* [WHAT IS EXPECTED]:
Transcribe the data in full and exactly, omitting any pictures.

BEGIN DATASET EXCERPT

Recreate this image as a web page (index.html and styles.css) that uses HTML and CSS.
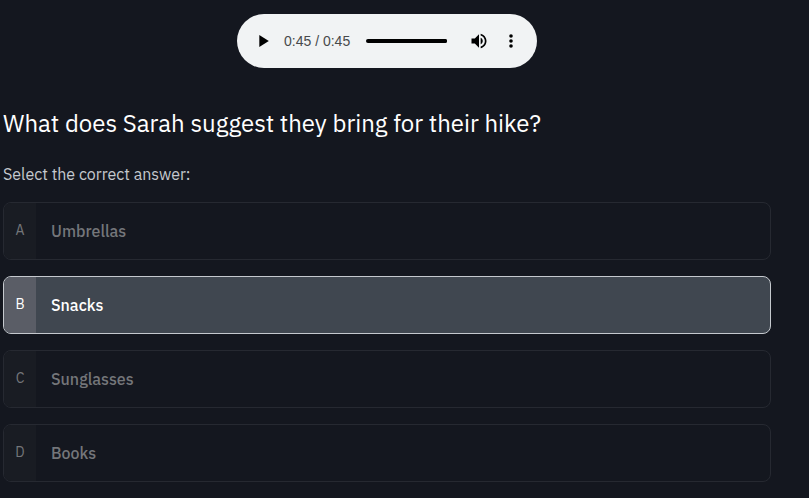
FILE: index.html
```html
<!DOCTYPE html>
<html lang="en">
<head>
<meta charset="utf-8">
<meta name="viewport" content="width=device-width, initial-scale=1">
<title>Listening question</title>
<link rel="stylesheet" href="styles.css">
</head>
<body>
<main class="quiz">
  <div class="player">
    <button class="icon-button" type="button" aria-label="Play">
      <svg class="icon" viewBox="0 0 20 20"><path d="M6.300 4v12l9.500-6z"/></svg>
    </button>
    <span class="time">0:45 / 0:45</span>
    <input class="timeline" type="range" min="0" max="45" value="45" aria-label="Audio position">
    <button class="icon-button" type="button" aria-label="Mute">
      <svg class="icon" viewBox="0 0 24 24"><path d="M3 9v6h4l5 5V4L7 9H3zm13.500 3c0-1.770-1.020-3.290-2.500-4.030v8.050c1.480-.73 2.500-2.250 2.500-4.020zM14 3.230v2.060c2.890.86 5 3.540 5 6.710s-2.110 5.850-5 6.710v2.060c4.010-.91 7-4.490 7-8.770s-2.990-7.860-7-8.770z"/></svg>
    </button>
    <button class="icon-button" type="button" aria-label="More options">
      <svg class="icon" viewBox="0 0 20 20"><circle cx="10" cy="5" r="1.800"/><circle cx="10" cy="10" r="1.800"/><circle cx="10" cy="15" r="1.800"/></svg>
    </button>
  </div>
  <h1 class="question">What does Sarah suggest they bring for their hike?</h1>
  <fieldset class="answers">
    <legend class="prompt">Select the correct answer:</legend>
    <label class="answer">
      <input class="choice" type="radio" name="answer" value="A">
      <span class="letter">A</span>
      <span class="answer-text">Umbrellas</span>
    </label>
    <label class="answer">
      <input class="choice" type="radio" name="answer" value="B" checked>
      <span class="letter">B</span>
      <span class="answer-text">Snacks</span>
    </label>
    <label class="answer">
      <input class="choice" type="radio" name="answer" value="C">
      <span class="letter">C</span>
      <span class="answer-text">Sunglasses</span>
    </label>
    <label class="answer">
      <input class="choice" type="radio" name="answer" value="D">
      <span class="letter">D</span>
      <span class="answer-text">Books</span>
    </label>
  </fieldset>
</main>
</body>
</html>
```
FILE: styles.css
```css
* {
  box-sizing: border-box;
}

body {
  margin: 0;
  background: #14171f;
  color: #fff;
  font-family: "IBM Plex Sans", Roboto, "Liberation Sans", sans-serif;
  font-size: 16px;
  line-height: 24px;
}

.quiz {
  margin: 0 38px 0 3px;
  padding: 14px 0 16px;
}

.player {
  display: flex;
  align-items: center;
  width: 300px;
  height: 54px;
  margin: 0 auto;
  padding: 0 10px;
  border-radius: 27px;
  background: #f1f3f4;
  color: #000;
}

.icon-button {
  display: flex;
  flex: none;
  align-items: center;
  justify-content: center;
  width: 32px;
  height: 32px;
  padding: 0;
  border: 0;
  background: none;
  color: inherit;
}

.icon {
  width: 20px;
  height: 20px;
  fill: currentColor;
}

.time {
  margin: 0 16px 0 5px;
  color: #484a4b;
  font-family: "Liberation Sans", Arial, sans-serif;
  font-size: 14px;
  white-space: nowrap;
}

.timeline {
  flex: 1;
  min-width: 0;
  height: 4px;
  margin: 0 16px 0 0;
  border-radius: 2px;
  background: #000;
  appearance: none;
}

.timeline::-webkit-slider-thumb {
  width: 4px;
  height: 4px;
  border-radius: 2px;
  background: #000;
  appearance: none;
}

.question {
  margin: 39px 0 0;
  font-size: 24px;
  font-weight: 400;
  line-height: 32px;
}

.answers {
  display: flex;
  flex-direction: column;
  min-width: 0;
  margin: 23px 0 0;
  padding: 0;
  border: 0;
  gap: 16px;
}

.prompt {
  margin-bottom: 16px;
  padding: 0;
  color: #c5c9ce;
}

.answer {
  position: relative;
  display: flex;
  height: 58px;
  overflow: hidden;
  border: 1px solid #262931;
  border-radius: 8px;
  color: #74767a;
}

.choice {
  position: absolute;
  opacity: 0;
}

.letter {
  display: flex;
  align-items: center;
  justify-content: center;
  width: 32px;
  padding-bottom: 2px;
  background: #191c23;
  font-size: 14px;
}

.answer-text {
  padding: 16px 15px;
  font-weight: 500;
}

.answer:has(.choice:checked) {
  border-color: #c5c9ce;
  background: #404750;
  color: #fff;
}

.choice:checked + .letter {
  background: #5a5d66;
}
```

END DATASET EXCERPT

* [FINAL ANSWER]:
Recreate this image as a web page (index.html and styles.css) that uses HTML and CSS.
FILE: index.html
```html
<!DOCTYPE html>
<html lang="en">
<head>
<meta charset="utf-8">
<meta name="viewport" content="width=device-width, initial-scale=1">
<title>Listening question</title>
<link rel="stylesheet" href="styles.css">
</head>
<body>
<main class="quiz">
  <div class="player">
    <button class="icon-button" type="button" aria-label="Play">
      <svg class="icon" viewBox="0 0 20 20"><path d="M6.300 4v12l9.500-6z"/></svg>
    </button>
    <span class="time">0:45 / 0:45</span>
    <input class="timeline" type="range" min="0" max="45" value="45" aria-label="Audio position">
    <button class="icon-button" type="button" aria-label="Mute">
      <svg class="icon" viewBox="0 0 24 24"><path d="M3 9v6h4l5 5V4L7 9H3zm13.500 3c0-1.770-1.020-3.290-2.500-4.030v8.050c1.480-.73 2.500-2.250 2.500-4.020zM14 3.230v2.060c2.890.86 5 3.540 5 6.710s-2.110 5.850-5 6.710v2.060c4.010-.91 7-4.490 7-8.770s-2.990-7.860-7-8.770z"/></svg>
    </button>
    <button class="icon-button" type="button" aria-label="More options">
      <svg class="icon" viewBox="0 0 20 20"><circle cx="10" cy="5" r="1.800"/><circle cx="10" cy="10" r="1.800"/><circle cx="10" cy="15" r="1.800"/></svg>
    </button>
  </div>
  <h1 class="question">What does Sarah suggest they bring for their hike?</h1>
  <fieldset class="answers">
    <legend class="prompt">Select the correct answer:</legend>
    <label class="answer">
      <input class="choice" type="radio" name="answer" value="A">
      <span class="letter">A</span>
      <span class="answer-text">Umbrellas</span>
    </label>
    <label class="answer">
      <input class="choice" type="radio" name="answer" value="B" checked>
      <span class="letter">B</span>
      <span class="answer-text">Snacks</span>
    </label>
    <label class="answer">
      <input class="choice" type="radio" name="answer" value="C">
      <span class="letter">C</span>
      <span class="answer-text">Sunglasses</span>
    </label>
    <label class="answer">
      <input class="choice" type="radio" name="answer" value="D">
      <span class="letter">D</span>
      <span class="answer-text">Books</span>
    </label>
  </fieldset>
</main>
</body>
</html>
```
FILE: styles.css
```css
* {
  box-sizing: border-box;
}

body {
  margin: 0;
  background: #14171f;
  color: #fff;
  font-family: "IBM Plex Sans", Roboto, "Liberation Sans", sans-serif;
  font-size: 16px;
  line-height: 24px;
}

.quiz {
  margin: 0 38px 0 3px;
  padding: 14px 0 16px;
}

.player {
  display: flex;
  align-items: center;
  width: 300px;
  height: 54px;
  margin: 0 auto;
  padding: 0 10px;
  border-radius: 27px;
  background: #f1f3f4;
  color: #000;
}

.icon-button {
  display: flex;
  flex: none;
  align-items: center;
  justify-content: center;
  width: 32px;
  height: 32px;
  padding: 0;
  border: 0;
  background: none;
  color: inherit;
}

.icon {
  width: 20px;
  height: 20px;
  fill: currentColor;
}

.time {
  margin: 0 16px 0 5px;
  color: #484a4b;
  font-family: "Liberation Sans", Arial, sans-serif;
  font-size: 14px;
  white-space: nowrap;
}

.timeline {
  flex: 1;
  min-width: 0;
  height: 4px;
  margin: 0 16px 0 0;
  border-radius: 2px;
  background: #000;
  appearance: none;
}

.timeline::-webkit-slider-thumb {
  width: 4px;
  height: 4px;
  border-radius: 2px;
  background: #000;
  appearance: none;
}

.question {
  margin: 39px 0 0;
  font-size: 24px;
  font-weight: 400;
  line-height: 32px;
}

.answers {
  display: flex;
  flex-direction: column;
  min-width: 0;
  margin: 23px 0 0;
  padding: 0;
  border: 0;
  gap: 16px;
}

.prompt {
  margin-bottom: 16px;
  padding: 0;
  color: #c5c9ce;
}

.answer {
  position: relative;
  display: flex;
  height: 58px;
  overflow: hidden;
  border: 1px solid #262931;
  border-radius: 8px;
  color: #74767a;
}

.choice {
  position: absolute;
  opacity: 0;
}

.letter {
  display: flex;
  align-items: center;
  justify-content: center;
  width: 32px;
  padding-bottom: 2px;
  background: #191c23;
  font-size: 14px;
}

.answer-text {
  padding: 16px 15px;
  font-weight: 500;
}

.answer:has(.choice:checked) {
  border-color: #c5c9ce;
  background: #404750;
  color: #fff;
}

.choice:checked + .letter {
  background: #5a5d66;
}
```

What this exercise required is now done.